- Born: Sally James 9 February 1951 (age 75) Horsham, Sussex, England
- Occupations: Actress; theatre director; teacher;
- Years active: 1972–present
- Known for: Blake's 7 (1978–1979) Emmerdale (1988–1991)

= Sally Knyvette =

British actress, teacher (born 1951)

Sally Knyvette (/nɪ'vɛt/ ni-VET) (born 9 February 1951) is a British actress, theatre director, and teacher.

==Early life==
Born Sally James in Horsham, Sussex, she is the daughter of a doctor.

==Early career==
Knyvette started acting in repertory theatre for seven years, acting mostly on stage, including playing many Shakespeare roles.

== Television career ==

Knyvette is best known for her roles as Jenna Stannis in the first two series of British science fiction series Blake's 7 (1978–79), and as Kate Sugden in long-running ITV soap opera Emmerdale (1988–91). She later voiced her disappointment that her Blake's 7 role was under-written and not developed to its full potential in the rather sexist atmosphere of the BBC .

After leaving Blake's 7, Knyvette studied for an English and drama degree at the University of London.

Other television appearances include: Who Pays the Ferryman?, Holby City, Family Affairs, A Touch of Frost, Unfinished Business, Casualty, EastEnders, Dalziel and Pascoe, Coronation Street, The Politician's Wife, The Bill, Big Deal, General Hospital, Breakaway Girls and Z-Cars.

== Theatre career ==
Her extensive career in theatre includes two years with Mike Alfreds' company Method and Madness, and most recently playing Goneril for Jonathan Miller.

In 2002 she assisted Jack Gold on directing Twelve Angry Men at the Tricycle Theatre.

In 2004 she directed a production of Are You Now or Have You Ever Been by Eric Bentley at the Tricycle Theatre.

In 2006 she directed a production of Inherit the Wind at the Tricycle Theatre, and a production of Maxim Gorky's Summerfolk at B.A.D.A.

In 2008 she directed To Kill a Mockingbird at the Tricycle Theatre.

In 2010 directed Judgment at Nuremberg at the Tricycle Theatre, and remounted the production at the Bridewell Theatre a year later, followed by productions of A Midsummer Night's Dream at GSA and Hard Times at City Lit.

In 2013 she directed A World Elsewhere by Alan Franks at Theatre503.

In 2022 she played Helen in Five Characters in Search of a Good Night's Sleep, directed by Mike Alfreds at Southwark Playhouse.

In 2022 she played Jean in The Best Exotic Marigold Hotel, directed by Lucy Bailey on a national tour.

Knyvette also works in the corporate sector, and has worked at the Foreign Office and at Ashridge, Britain's leading independent centre for management and organisation development, using her skills a to help individuals develop both "impact and presence" in their corporate presentations.

She regularly works as a voice-over artist.
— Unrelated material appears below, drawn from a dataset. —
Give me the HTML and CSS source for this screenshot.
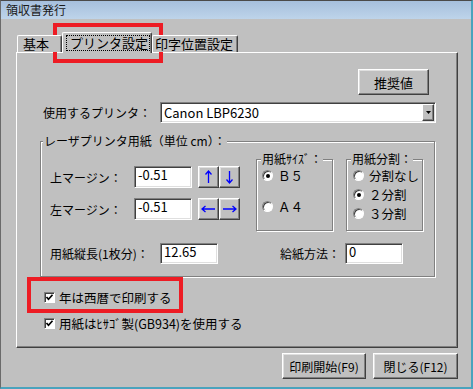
FILE: index.html
```html
<!DOCTYPE html>
<html lang="ja">
<head>
  <meta charset="UTF-8">
  <title>領収書発行</title>
  <link rel="stylesheet" href="styles.css">
</head>
<body>

  <div class="window">
    <div class="titlebar">領収書発行</div>

    <div class="tabs">
      <div class="tab tab-basic">基本</div>
      <div class="tab tab-printer"><span class="focus">プリンタ設定</span></div>
      <div class="tab tab-layout">印字位置設定</div>
    </div>

    <div class="panel">
      <div class="panel-actions">
        <button class="btn btn-recommend">推奨値</button>
      </div>

      <div class="printer-row">
        <span class="printer-label">使用するプリンタ：</span>
        <div class="combo">
          <span class="combo-text">Canon LBP6230</span>
          <span class="combo-btn">
            <svg width="5" height="3" viewBox="0 0 5 3"><path d="M0 0h5L2.5 3z" fill="#000"/></svg>
          </span>
        </div>
      </div>

      <div class="groupbox paper">
        <div class="group-title paper-title">レーザプリンタ用紙（単位 cm）：</div>

        <div class="paper-top">
          <div class="margins">
            <div class="field-row">
              <span class="field-label">上マージン：</span>
              <span class="textbox">-0.51</span>
              <span class="spin">
                <span class="btn spin-btn"><svg width="19" height="20" viewBox="0 0 19 20"><path d="M9.5 4v12M6.5 7.5l3-3.5 3 3.5"/></svg></span>
                <span class="btn spin-btn"><svg width="19" height="20" viewBox="0 0 19 20"><path d="M9.5 4v12M6.5 12.5l3 3.5 3-3.5"/></svg></span>
              </span>
            </div>
            <div class="field-row">
              <span class="field-label">左マージン：</span>
              <span class="textbox">-0.51</span>
              <span class="spin">
                <span class="btn spin-btn"><svg width="19" height="20" viewBox="0 0 19 20"><path d="M3 10h13M6.5 7l-3.5 3 3.5 3"/></svg></span>
                <span class="btn spin-btn"><svg width="19" height="20" viewBox="0 0 19 20"><path d="M3 10h13M12.5 7l3.5 3-3.5 3"/></svg></span>
              </span>
            </div>
          </div>

          <div class="groupbox group-size">
            <div class="group-title">用紙ｻｲｽﾞ：</div>
            <div class="radio checked"><span class="radio-mark"></span>Ｂ５</div>
            <div class="radio radio-a4"><span class="radio-mark"></span>Ａ４</div>
          </div>

          <div class="groupbox group-split">
            <div class="group-title">用紙分割：</div>
            <div class="radio"><span class="radio-mark"></span>分割なし</div>
            <div class="radio checked"><span class="radio-mark"></span>２分割</div>
            <div class="radio"><span class="radio-mark"></span>３分割</div>
          </div>
        </div>

        <div class="paper-bottom">
          <span class="length-label">用紙縦長(1枚分)：</span>
          <span class="textbox textbox-short">12.65</span>
          <span class="feed-label">給紙方法：</span>
          <span class="textbox textbox-short">0</span>
        </div>
      </div>

      <div class="checks">
        <div class="check"><span class="checkbox"><svg width="9" height="9" viewBox="0 0 9 9"><path d="M1.5 4l2 2.2L7.5 1.8"/></svg></span>年は西暦で印刷する</div>
        <div class="check"><span class="checkbox"><svg width="9" height="9" viewBox="0 0 9 9"><path d="M1.5 4l2 2.2L7.5 1.8"/></svg></span>用紙はﾋｻｺﾞ製(GB934)を使用する</div>
      </div>
    </div>

    <div class="footer">
      <button class="btn btn-print">印刷開始(F9)</button>
      <button class="btn btn-close">閉じる(F12)</button>
    </div>

    <div class="mark mark-tab"></div>
    <div class="mark mark-check"></div>
  </div>

</body>
</html>
```

FILE: styles.css
```css
* { box-sizing: border-box; }
body { margin: 0; font-family: "Noto Sans CJK JP", "MS UI Gothic", sans-serif; font-size: 12px; color: #000; }

.window { position: relative; width: 473px; height: 389px; background: #c0c0c0; overflow: hidden; }
.window::after { content: ""; position: absolute; inset: 0; border-left: 1px solid #6a6a6a; border-top: 1px solid #4a4a4a; border-right: 2px solid #4aa3bd; border-bottom: 2px solid #4aa3bd; pointer-events: none; }
.titlebar { height: 19px; padding-left: 6px; line-height: 19px; background: linear-gradient(#a4bedc, #bed4ea); color: #1a1a1a; }

/* タブ */
.tabs { display: flex; align-items: flex-end; height: 21px; margin: 13px 0 0 17px; position: relative; z-index: 1; }
.tab { height: 17px; margin-bottom: 1px; padding: 1px 0 0 5px; font-size: 13px; line-height: 14px; background: #c0c0c0; border: 1px solid; border-color: #fff #404040 transparent #fff; border-bottom: 0; border-radius: 2px 2px 0 0; box-shadow: inset -1px 0 #808080; }
.tab-basic { width: 45px; }
.tab-printer { width: 90px; height: 21px; margin-bottom: 0; padding: 2px 0 0 3px; }
.tab-layout { width: 86px; padding-left: 2px; }
.focus { display: inline-block; height: 16px; padding: 0 1px 0 3px; border: 1px dotted #000; line-height: 14px; }

/* パネル */
.panel { width: 442px; height: 296px; margin: -1px 0 0 16px; border: 1px solid; border-color: #fff #404040 #404040 #fff; box-shadow: inset -1px -1px #808080; }

.btn { display: inline-flex; align-items: center; justify-content: center; padding: 0; font: inherit; color: #000; background: #c0c0c0; border: 1px solid; border-color: #fff #404040 #404040 #fff; box-shadow: inset -1px -1px #808080, inset 1px 1px #dfdfdf; }
.panel-actions { display: flex; justify-content: flex-end; padding: 16px 28px 0 0; }
.btn-recommend { width: 71px; height: 26px; font-size: 13px; }

.printer-row { display: flex; align-items: center; height: 21px; margin-top: 7px; padding-left: 26px; }
.printer-label { width: 117px; }
.combo { display: flex; align-items: center; justify-content: space-between; width: 276px; height: 21px; padding: 0 1px 0 3px; background: #fff; border: 1px solid; border-color: #808080 #fff #fff #808080; box-shadow: inset 1px 1px #404040, inset -1px -1px #dfdfdf; }
.combo-text { font-size: 13px; line-height: 15px; }
.combo-btn { display: flex; align-items: center; justify-content: center; width: 12px; height: 17px; background: #c0c0c0; border: 1px solid; border-color: #fff #404040 #404040 #fff; box-shadow: inset -1px -1px #808080; }

/* グループボックス */
.groupbox { border: 1px solid #808080; box-shadow: 1px 1px 0 #fff, inset 1px 1px 0 #fff; }
.group-title { width: fit-content; margin-top: -8px; padding: 0 1px; line-height: 14px; background: #c0c0c0; }

.paper { width: 395px; margin: 18px 0 0 23px; padding: 0 0 12px 9px; }
.paper-title { margin-left: -7px; }
.paper-top { display: flex; align-items: flex-start; margin-top: 11px; }

.margins { display: flex; flex-direction: column; gap: 10px; margin-top: 7px; }
.field-row { display: flex; align-items: center; height: 22px; }
.field-label { width: 84px; }
.textbox { width: 58px; height: 22px; padding: 1px 0 0 3px; font-size: 13px; line-height: 14px; background: #fff; border: 1px solid; border-color: #808080 #fff #fff #808080; box-shadow: inset 1px 1px #404040, inset -1px -1px #dfdfdf; }
.textbox-short { height: 21px; }
.spin { display: flex; margin-left: 6px; }
.spin-btn { width: 21px; height: 22px; }
.spin-btn svg { fill: none; stroke: #0000ff; stroke-width: 1.3; }

.group-size, .group-split { width: 77px; height: 72px; }
.group-size { margin-left: 16px; padding-left: 5px; }
.group-split { margin-left: 13px; padding-left: 6px; }
.group-size .group-title { margin-left: -1px; }
.group-split .group-title { margin-left: -2px; }

.radio { display: flex; align-items: center; gap: 5px; height: 19px; font-size: 12.5px; }
.group-size .radio:first-of-type { margin-top: 7px; }
.group-size .radio-a4 { margin-top: 12px; }
.group-split .radio:first-of-type { margin-top: 3px; }
.radio-mark { position: relative; width: 11px; height: 11px; border-radius: 50%; background: #fff; border: 1px solid; border-color: #808080 #fff #fff #808080; box-shadow: inset 1px 1px #404040; }
.radio.checked .radio-mark::after { content: ""; position: absolute; left: 2.5px; top: 2.5px; width: 4px; height: 4px; border-radius: 50%; background: #000; }

.paper-bottom { display: flex; align-items: center; height: 21px; margin-top: 12px; }
.length-label { width: 110px; }
.feed-label { width: 65px; margin-left: 62px; }

/* チェック */
.checks { display: flex; flex-direction: column; gap: 10px; margin-top: 12px; padding-left: 27px; }
.check { display: flex; align-items: center; gap: 4px; height: 16px; font-size: 12.5px; }
.checkbox { display: flex; align-items: center; justify-content: center; width: 11px; height: 11px; background: #fff; border: 1px solid; border-color: #808080 #fff #fff #808080; box-shadow: inset 1px 1px #404040; }
.checkbox svg { fill: none; stroke: #000; stroke-width: 1.7; }

.footer { display: flex; justify-content: flex-end; gap: 7px; margin-top: 5px; padding-right: 15px; }
.btn-print { width: 84px; height: 26px; }
.btn-close { width: 85px; height: 26px; }

/* 強調枠 */
.mark { position: absolute; border: 4px solid #ed1c24; pointer-events: none; }
.mark-tab { left: 53px; top: 23px; width: 110px; height: 40px; }
.mark-check { left: 27px; top: 277px; width: 156px; height: 36px; }
```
She has voiced many commercials, plus Doctorman Allen in the Doctor Who audio adventure Spare Parts, and the role of Queen Carmilla in the video game Castlevania: Lords of Shadow and its sequel, developed by Mercury Steam. She voiced Emiliana Perfetti in the video game Layton's Mystery Journey, developed by Level-5.

Knyvette runs Shakespeare workshops in France and London, and teaches privately and at top drama schools.